Bombshell (2020) Review
In a world of spin, propaganda and outright lies, Fox News may seem like a counter-intuitive choice for a fact-based drama but facts there are in “Bombshell”, a frustratingly superficial look under the rock of America’s foremost right-wing rhetoric factory.
“Bombshell” charts the eventual fall from…well, not grace exactly…in any event, it charts the fall from power of Roger Ailes (John Lithgow), the powerful and – as it turns out – predatory head of Rupert Murdoch’s cable news network, taking the fledgeling channel from the fringes to the bubbling centre of American envy and paranoia at the hands of scores of women scorned, led by Gretchen Carlson (Nicole Kidman). It begins, as nearly all contemporary farces do, with the 2016 Republican Primaries, just as Donald Trump starts the unexpected surge which blindsided the cosy Republican establishment and eventually installed him in the White House. Unexpected, that is, to all but Ailes who senses the turn to anger of the national mood that will eventually put a malignant narcissist in the White House and keep the Presidential televisions tuned to Fox News. Against the backdrop of this seismic shift in the bloated American body politic, Gretchen Carlson, having been demoted from Foz and Friends is fired for expressing less than complete enthusiasm for the right to bear assault weapons.
![Bombshell Review - John Lithgow as Roger Ailes](https://thecraggus.com/wp-content/uploads/2020/05/bombshell-alt-1-1024x422.jpg)
In turn, she files suit against Ailes personally for sexual harassment, threatening the network with a massive scandal if the allegations are corroborated. With all eyes on Megyn Kelly (Charlize Theron) – already under intense pressure for her perceived antipathy towards Trump – pressure grows for the network’s most popular personality to take sides in an increasingly bitter propaganda war. In amongst the real-life figures, the film weaves a fictional set of characters to act as a cautionary reinforcement of yet another generation of women being subjected to the lascivious whims of powerful men led by Margot Robbie’s Kayla Pospisil, a young intern whom Ailes starts to take a less-than-savoury interest in.
Thanks to some sterling performances and deceptively simple make-up, the film manages to bring its characters, deplorable and otherwise, to life without sliding into SNL-style parody. If anything, it underplays the hatchet-faced rictus-masked fury of the likes of Jeanine Pirro and strains its own credibility in its portrayal of Rudy Guliani (Richard Kind) as a somewhat competent lawyer averse to crazy conspiracy theories. It’s also oddly distracting and somewhat lazy, given how hard they’ve worked to make the talented and well-known cast look like their real-life counterparts, that the film uses actual archive footage instead of restaging the footage or digitally compositing it with movie footage.

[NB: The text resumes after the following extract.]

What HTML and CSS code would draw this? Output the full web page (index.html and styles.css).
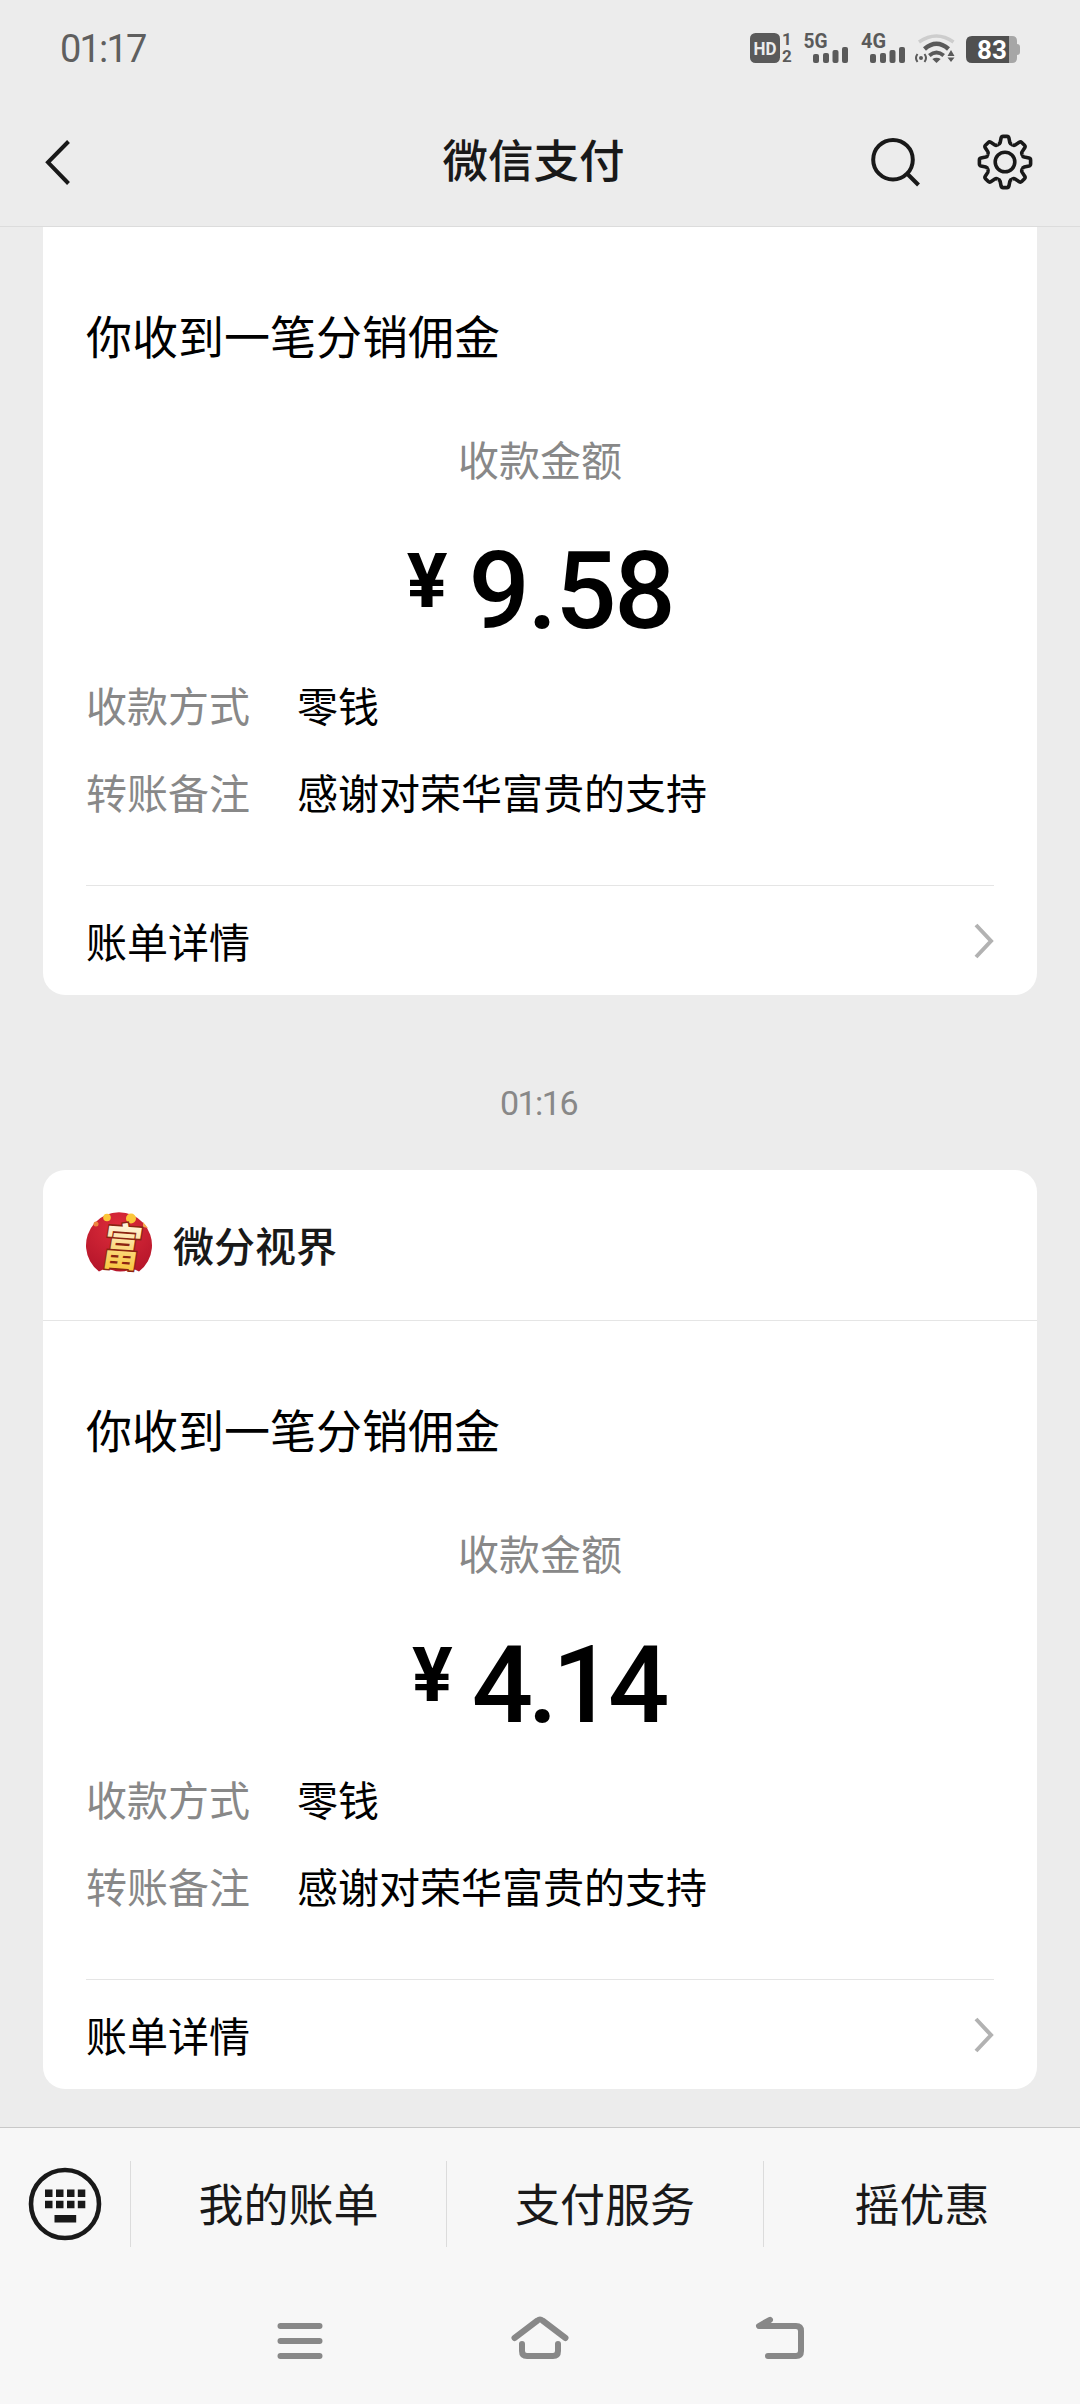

It may be the keenness to avoid the inevitable comparisons with Saturday Night Live that makes “Bombshell” constantly pull its punches and while it doesn’t come close to condoning anything that happened, it presents it all with a curiously detached and disinterested air, with only the performances of Theron, Kidman, Robbie and Lithgow bringing any sense of life and drama. It all feels very sanitised – and safe – as it seeks not to alienate the movie-going audience who may be Fox News-watching folks at home. In the light of the #MeToo movement, the movie’s overall timidity feels like something of a disappointment.